> **EXERCISE**:
Reproduce, please, the span of lines beginning at the line with "Give me the React, TypeScript" and ending at the line with "string; income: number;", inclusive, minus any pictures.

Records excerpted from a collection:
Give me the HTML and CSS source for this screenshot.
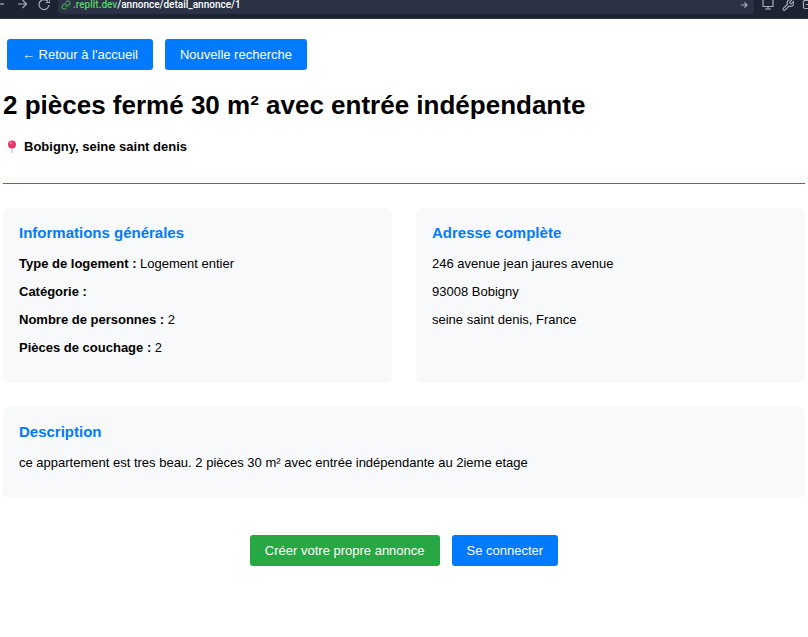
FILE: index.html
```html
<!DOCTYPE html>
<html lang="fr">
<head>
<meta charset="utf-8">
<title>Annonce</title>
<link rel="stylesheet" href="styles.css">
</head>
<body>
<header class="toolbar">
  <button class="tool" type="button" aria-label="Page précédente"><svg width="8" height="12" viewBox="0 0 8 12"><path d="M0 4h4"/></svg></button>
  <button class="tool" type="button" aria-label="Page suivante"><svg width="12" height="12" viewBox="0 0 12 12"><path d="M2 4h8.500M6.500 0l4 4-4 4"/></svg></button>
  <button class="tool" type="button" aria-label="Actualiser"><svg width="14" height="12" viewBox="0 0 14 12"><path d="M12 1.500A5 5 0 1 0 13 5M10 2.500H14V-1"/></svg></button>
  <div class="address">
    <svg class="link-icon" width="10" height="10" viewBox="0 0 24 24"><path d="M10 13a5 5 0 0 0 7.500.5l3-3a5 5 0 0 0-7-7l-1.700 1.700M14 11a5 5 0 0 0-7.500-.5l-3 3a5 5 0 0 0 7 7l1.700-1.700"/></svg>
    <span class="url"><span class="host">.replit.dev</span>/annonce/detail_annonce/1</span>
    <svg class="go" width="8" height="8" viewBox="0 0 8 8"><path d="M1 4h6M4.500 1.500L7 4 4.500 6.500"/></svg>
  </div>
  <button class="tool" type="button" aria-label="Écran"><svg width="12" height="12" viewBox="0 0 12 12"><path d="M1 -1v7.500h10V-1M6 6.500v2.500M3 9h6"/></svg></button>
  <button class="tool" type="button" aria-label="Outils"><svg width="12" height="12" viewBox="1 3 21 21"><path stroke-width="2" d="M14.700 6.300a1 1 0 0 0 0 1.400l1.600 1.600a1 1 0 0 0 1.400 0l3.770-3.770a6 6 0 0 1-7.940 7.940l-6.910 6.910a2.120 2.120 0 0 1-3-3l6.910-6.910a6 6 0 0 1 7.940-7.940z"/></svg></button>
  <button class="tool" type="button" aria-label="Ouvrir"><svg width="6" height="12" viewBox="0 0 6 12"><path d="M6 .5H3Q1.500 .5 1.500 2v5Q1.500 8.500 3 8.500h3M4 4.500h2"/></svg></button>
</header>
<main class="page">
  <nav class="nav">
    <a class="btn" href="#">← Retour à l'accueil</a>
    <a class="btn" href="#">Nouvelle recherche</a>
  </nav>
  <h1>2 pièces fermé 30 m² avec entrée indépendante</h1>
  <p class="place">
    <svg width="18" height="14" viewBox="0 0 18 14"><path d="M9 7v6" stroke="#b9bec4" stroke-width="1.200"/><circle cx="9" cy="4.500" r="4" fill="#e8386f"/><circle cx="8" cy="3" r="1.200" fill="#f9799f"/></svg>
    <strong>Bobigny, seine saint denis</strong>
  </p>
  <hr>
  <div class="columns">
    <section class="card">
      <h2>Informations générales</h2>
      <p><strong>Type de logement :</strong> Logement entier</p>
      <p><strong>Catégorie :</strong></p>
      <p><strong>Nombre de personnes :</strong> 2</p>
      <p><strong>Pièces de couchage :</strong> 2</p>
    </section>
    <section class="card">
      <h2>Adresse complète</h2>
      <p>246 avenue jean jaures avenue</p>
      <p>93008 Bobigny</p>
      <p>seine saint denis, France</p>
    </section>
  </div>
  <section class="card">
    <h2>Description</h2>
    <p>ce appartement est tres beau. 2 pièces 30 m² avec entrée indépendante au 2ieme etage</p>
  </section>
  <div class="actions">
    <a class="btn create" href="#">Créer votre propre annonce</a>
    <a class="btn" href="#">Se connecter</a>
  </div>
</main>
</body>
</html>
```
FILE: styles.css
```css
* {
  box-sizing: border-box;
}

body {
  margin: 0;
  background: #fff;
  color: #000;
  font: 13px/16px "Liberation Sans", Arial, sans-serif;
}

h1, h2, p {
  margin: 0;
}

.toolbar {
  display: flex;
  align-items: flex-start;
  gap: 8px;
  height: 19px;
  background: #1c2333;
  border-bottom: 1px solid #2b3245;
}

.tool {
  display: flex;
  flex: none;
  padding: 0;
  border: 0;
  background: none;
  color: #a8adb9;
}

.toolbar svg {
  flex: none;
  fill: none;
  stroke: currentColor;
  stroke-width: 1.2;
}

.toolbar .link-icon {
  margin-right: 2px;
  color: #4fa860;
  stroke-width: 2.5;
}

.address {
  display: flex;
  flex: 1;
  align-items: center;
  height: 14px;
  padding: 0 6px 4px 3px;
  border-radius: 0 0 4px 4px;
  background: #2b3245;
  color: #fff;
  font: 500 10px/12px Roboto, sans-serif;
}

.host {
  color: #5fcf74;
}

.go {
  margin-left: auto;
  color: #a8adb9;
}

.page {
  padding: 20px 3px;
}

.nav {
  display: flex;
  gap: 12px;
  padding: 0 4px;
}

.btn {
  padding: 8px 15px 7px;
  border-radius: 3px;
  background: #007bff;
  color: #fff;
  text-decoration: none;
}

.create {
  background: #28a745;
}

h1 {
  margin: 20px 0 19px;
  font-size: 26px;
  line-height: 30px;
}

.place {
  display: flex;
  align-items: center;
  gap: 3px;
}

hr {
  height: 1px;
  margin: 28px 0 24px;
  border: 0;
  background: #007bff;
}

.columns {
  display: grid;
  grid-template-columns: 1fr 1fr;
  gap: 24px;
  margin-bottom: 24px;
}

.card {
  padding: 16px 16px 27px;
  border-radius: 6px;
  background: #f8f9fa;
}

h2 {
  margin-bottom: 14px;
  color: #007bff;
  font-size: 15px;
  line-height: 18px;
}

.card p + p {
  margin-top: 12px;
}

.actions {
  display: flex;
  justify-content: center;
  gap: 12px;
  margin-top: 37px;
}
```
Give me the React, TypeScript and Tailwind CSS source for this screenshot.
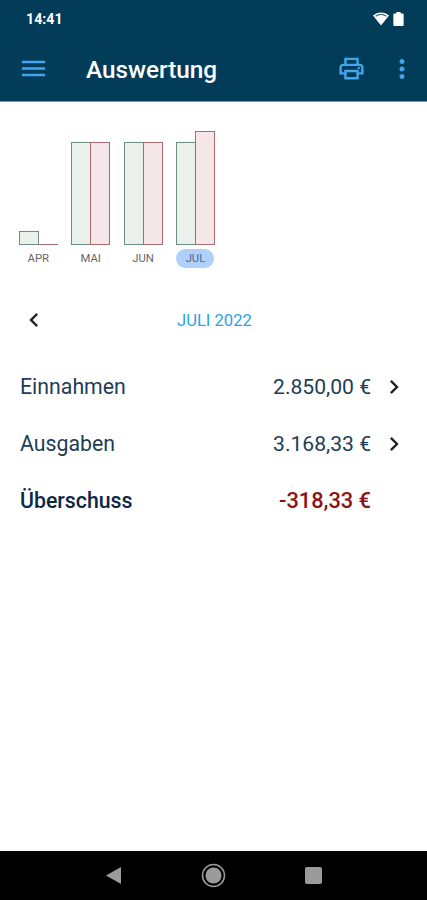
import { MdChevronLeft, MdChevronRight, MdMenu, MdMoreVert, MdOutlinePrint } from 'react-icons/md';

type Month = { label: string; income: number; expense: number; active?: boolean };

// bar heights in px
const months: Month[] = [
  { label: 'APR', income: 14, expense: 1 },
  { label: 'MAI', income: 103, expense: 103 },
  { label: 'JUN', income: 103, expense: 103 },
  { label: 'JUL', income: 103, expense: 114, active: true },
];

const rows = [
  { label: 'Einnahmen', value: '2.850,00 €' },
  { label: 'Ausgaben', value: '3.168,33 €' },
];

function StatusBar() {
  return (
    <div className="flex h-[37px] items-center justify-between pl-[26px] pr-[23px] text-white">
      <span className="pt-px text-[14.2px] font-bold leading-none">14:41</span>
      <div className="flex items-center gap-[4px]">
        <svg width="16" height="14" viewBox="0 0 16 14">
          <path d="M0 3.4C4.5-.5 11.5-.5 16 3.4L8 13.5Z" fill="#fff" />
          <path d="M2.5 4.3C6 1.9 10 1.9 13.5 4.3" fill="none" stroke="#536b70" strokeWidth="1.3" />
        </svg>
        <svg width="11" height="14" viewBox="0 0 11 15">
          <path d="M3.2 0h4.6v1.5H10a1 1 0 0 1 1 1V14a1 1 0 0 1-1 1H1a1 1 0 0 1-1-1V2.5a1 1 0 0 1 1-1h2.2z" fill="#fff" />
        </svg>
      </div>
    </div>
  );
}

function Chart() {
  return (
    <div className="flex h-[166px] items-end gap-[13.4px] pl-[18.8px]">
      {months.map((m) => (
        <div key={m.label} className="flex w-[39px] flex-col items-center">
          <div className="flex w-full items-end">
            <div className="w-[20px] border border-[#6b9080] bg-[#eaf1ed]" style={{ height: m.income }} />
            <div
              className={`-ml-px w-[20px] border-[#ab6a70] bg-[#f5e6e7] ${m.expense > 1 ? 'border' : 'border-t'}`}
              style={{ height: m.expense }}
            />
          </div>
          <span
            className={`mt-[4px] flex h-[19px] w-[38px] items-center justify-center rounded-full pt-px text-[11.3px] ${
              m.active ? 'bg-[#aed0fb] text-[#4d6b8b]' : 'text-[#666]'
            }`}
          >
            {m.label}
          </span>
        </div>
      ))}
    </div>
  );
}

export default function App() {
  return (
    <div className="flex h-[900px] w-[427px] flex-col overflow-hidden bg-white font-['Roboto',sans-serif]">
      <header className="h-[102px] border-b border-[#8198a8] bg-[#033c59]">
        <StatusBar />
        <div className="flex h-[63px] items-center pl-[18px] pr-[10px] text-[#42a5ee]">
          <MdMenu size={31} />
          <h1 className="ml-[37px] flex-1 pt-[3px] text-[24.3px] font-medium leading-none text-white">Auswertung</h1>
          <MdOutlinePrint size={29} />
          <MdMoreVert size={30} className="ml-[21px]" />
        </div>
      </header>

      <main className="flex-1">
        <Chart />

        <div className="mt-[28px] flex h-[48px] items-center">
          <MdChevronLeft size={28} className="ml-[20px] text-[#222]" />
          <span className="ml-[129px] pt-[2px] text-[16.6px] leading-none text-[#29a3e6]">JULI 2022</span>
        </div>

        <div className="mt-[14px] text-[21.3px] leading-none text-[#1d3d57]">
          {rows.map((r) => (
            <div key={r.label} className="flex h-[57px] items-center pl-[20px] pr-[19px]">
              <span className="flex-1 pt-px">{r.label}</span>
              <span className="pt-px text-[21.1px]">{r.value}</span>
              <MdChevronRight size={28} className="ml-[9px] text-[#222]" />
            </div>
          ))}
          <div className="flex h-[57px] items-center pl-[20px] pr-[56px] font-medium">
            <span className="flex-1 pt-px text-[#0b2845]">Überschuss</span>
            <span className="pt-px text-[21.8px] text-[#8f1212]">-318,33 €</span>
          </div>
        </div>
      </main>

      <nav className="flex h-[49px] items-center justify-between bg-black pl-[105px] pr-[105px]">
        <svg width="17" height="19" viewBox="0 0 17 19">
          <path d="M16 1v17L1 9.5z" fill="#9b9b9b" />
        </svg>
        <svg width="25" height="25" viewBox="0 0 25 25">
          <circle cx="12.5" cy="12.5" r="11" fill="none" stroke="#9b9b9b" strokeWidth="1.5" />
          <circle cx="12.5" cy="12.5" r="8" fill="#9b9b9b" />
        </svg>
        <div className="h-[17px] w-[17px] rounded-[2px] bg-[#9b9b9b]" />
      </nav>
    </div>
  );
}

> **COMPLETE ANSWER**:
Give me the React, TypeScript and Tailwind CSS source for this screenshot.
import { MdChevronLeft, MdChevronRight, MdMenu, MdMoreVert, MdOutlinePrint } from 'react-icons/md';

type Month = { label: string; income: number; expense: number; active?: boolean };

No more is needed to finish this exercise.